Все с любопытством придвинулись к Воропаеву. Только Зилов да еще Потапчук остались на месте. Зилов глянул на Потапчука, Потапчук на Зилова, и они сразу же отвели глаза. Зилов и Потапчук могли бы во всех подробностях рассказать об этом случае. Но они, видно, имели причины молчать.
Впрочем, повествование было прервано в самом начале. Прозвучал второй звонок, переменка кончилась, открылась дверь, и на пороге появился Ян Казимирович. Мы вскочили с места.
Ян Казимирович был наш новый преподаватель немецкого языка и литературы. Эльфриду Карловну из гимназии уволили. Она оказалась настоящей немкой, правда из Прибалтийского края.
Ян Казимирович был поляк, беженец из захваченной немцами российской части царства Польского. Где-то в Пиотрокове Ян Казимирович держал парикмахерский салон. Как случилось, что он занял пост педагога, никто не знал и объяснить не мог.

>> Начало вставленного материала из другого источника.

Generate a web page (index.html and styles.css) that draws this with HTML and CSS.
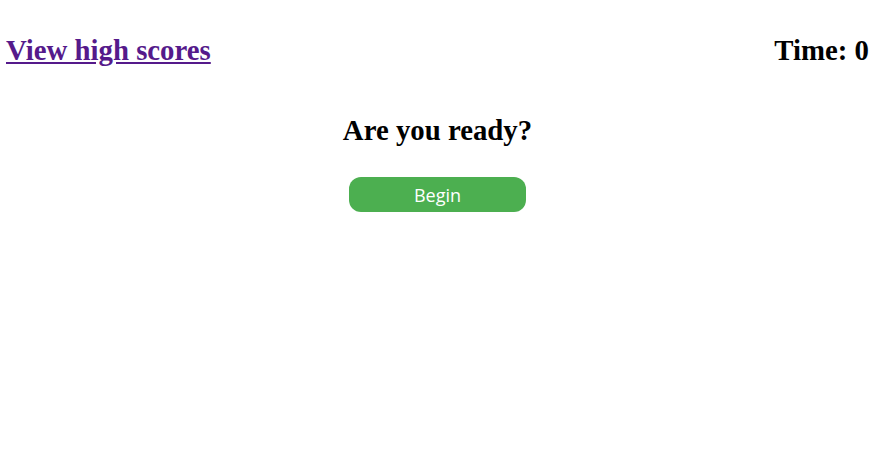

Для нас уроки Яна Казимировича стали лучшим развлечением. Яну Казимировичу стукнуло семьдесят, и он страдал старческим слабоумием. Он не умел отличить дурное от хорошего, истинное от фальшивого. На его уроках мы веселились как могли. Мы танцевали ойру, играли в очко, сдавая карту и Яну Казимировичу, выходили из класса без разрешения, устраивали чемпионат французской борьбы. Когда боролись такие силачи, как, скажем, Зилов против Кашина, все бросали свои дела и сходились посреди класса в кружок. Ян Казимирович в одиночестве оставался на кафедре. Никто с ним не говорил, никто не выходил отвечать, никто не отзывался на его вызовы. Поскучав некоторое время, позевав и почесав правую бровку, Ян Казимирович спускался с кафедры и сам протискивался в круг зрителей. Скоро он увлекался не хуже нас. Все толкались, толкался и он. Все спорили, спорил и он. Все кричали, кричал и он. Он суетился вокруг борцов, как самый завзятый «болельщик».
— Неправильно! Ножку! Ножку! — кипятился он, заметив, что один из борцов допустил запрещенный прием. — Макарон ему! Неправильно! Уберите ногу, а то я поставлю вам единицу!
И действительно, разгневанный, он взбегал на кафедру, хватал журнал и закатывал несчастному борцу единицу по немецкому языку и литературе. Эти единицы назывались у нас «единицами военного времени».